More than three years after an investigation by the Guardian revealed that Thai fishing boats were enslaving their workers, Human Rights Watch reports that little has changed in the Thai seafood supply chain.
A new “Ethical Charter” drawn up by two of America’s largest produce associations promises to keep workers safer and ensure humane treatment on farms. But critics say the document is a two-page example of “greenwashing,” light on details and action, according to the Los Angeles Times.
Federal investigators say they haven’t found much evidence to back up claims of labor abuse on Hawaiian fishing boats, reports Civil Beat. The officials started interviewing foreign workers after an Associated Press investigation revealed human trafficking, egregious pay and abusive working conditions for the Southeast Asian men who make up the majority of Hawaii’s fishing fleet crews.
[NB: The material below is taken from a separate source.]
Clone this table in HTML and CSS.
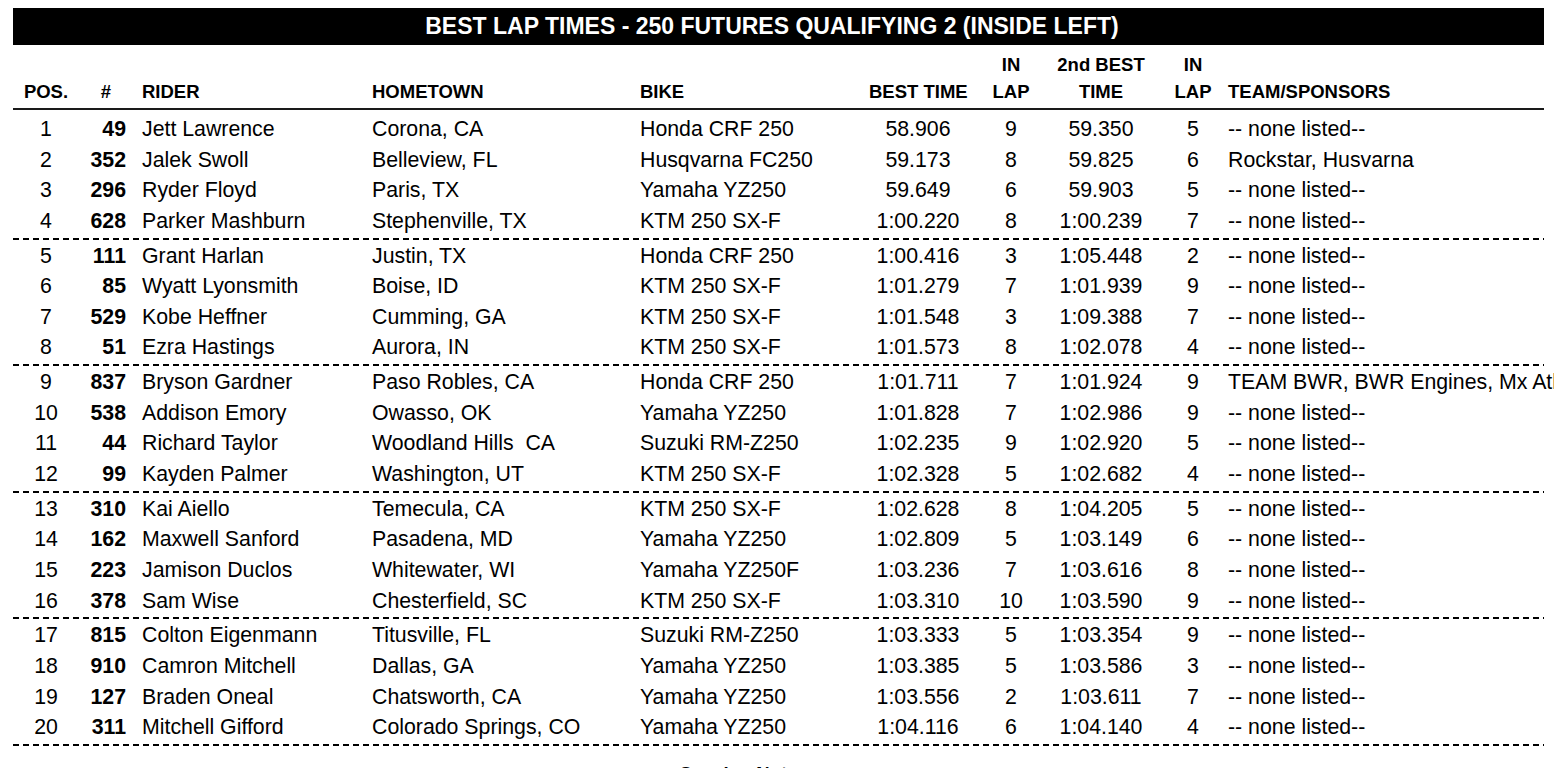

One of the poorest nations on earth, Liberia has made palm oil a key part of its campaign to create jobs and reduce poverty. The head of the country's National Investment Commission says the palm oil sector could bring employment to up to 100,000 Liberians, says the Guardian, but "there was little consideration in this process of those who lived on the land or had the right to it."
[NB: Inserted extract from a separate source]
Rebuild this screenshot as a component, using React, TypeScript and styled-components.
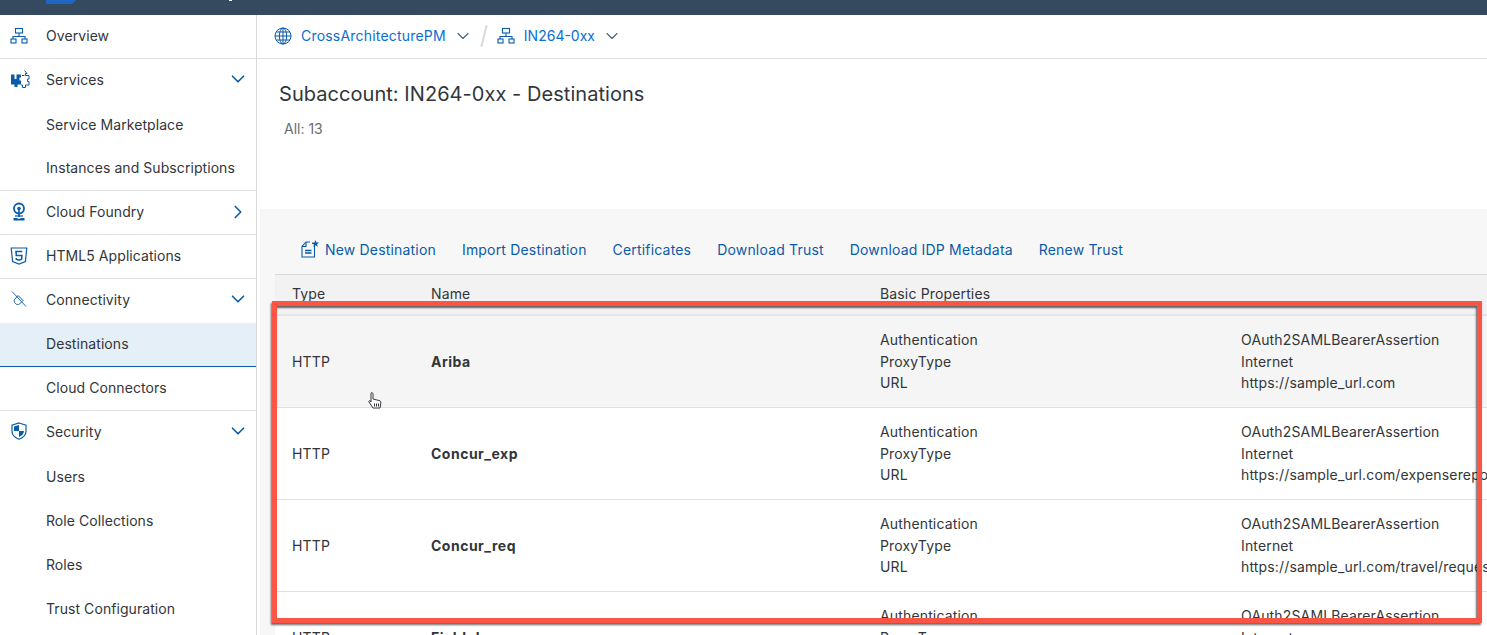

"Pervasive human trafficking" helped propel Thailand to the top tier of shrimp exporters, says an Associated Press investigation. The AP says that despite promises by government and business to clean up the seafood export industry, "shrimp peeled by modern-day slaves is reaching the United States, Europe and Asia."
In a piece that explores the dramatic expansion of palm-oil plantations in the rainforests of Indonesia, journalists Jocelyn Zuckerman and Michael Hudson detail abuses committed against the Batin Sembilan, an indigenous community in Sumatra that was forcibly resettled by the largest agribusiness in Asia, Wilmar International Limited.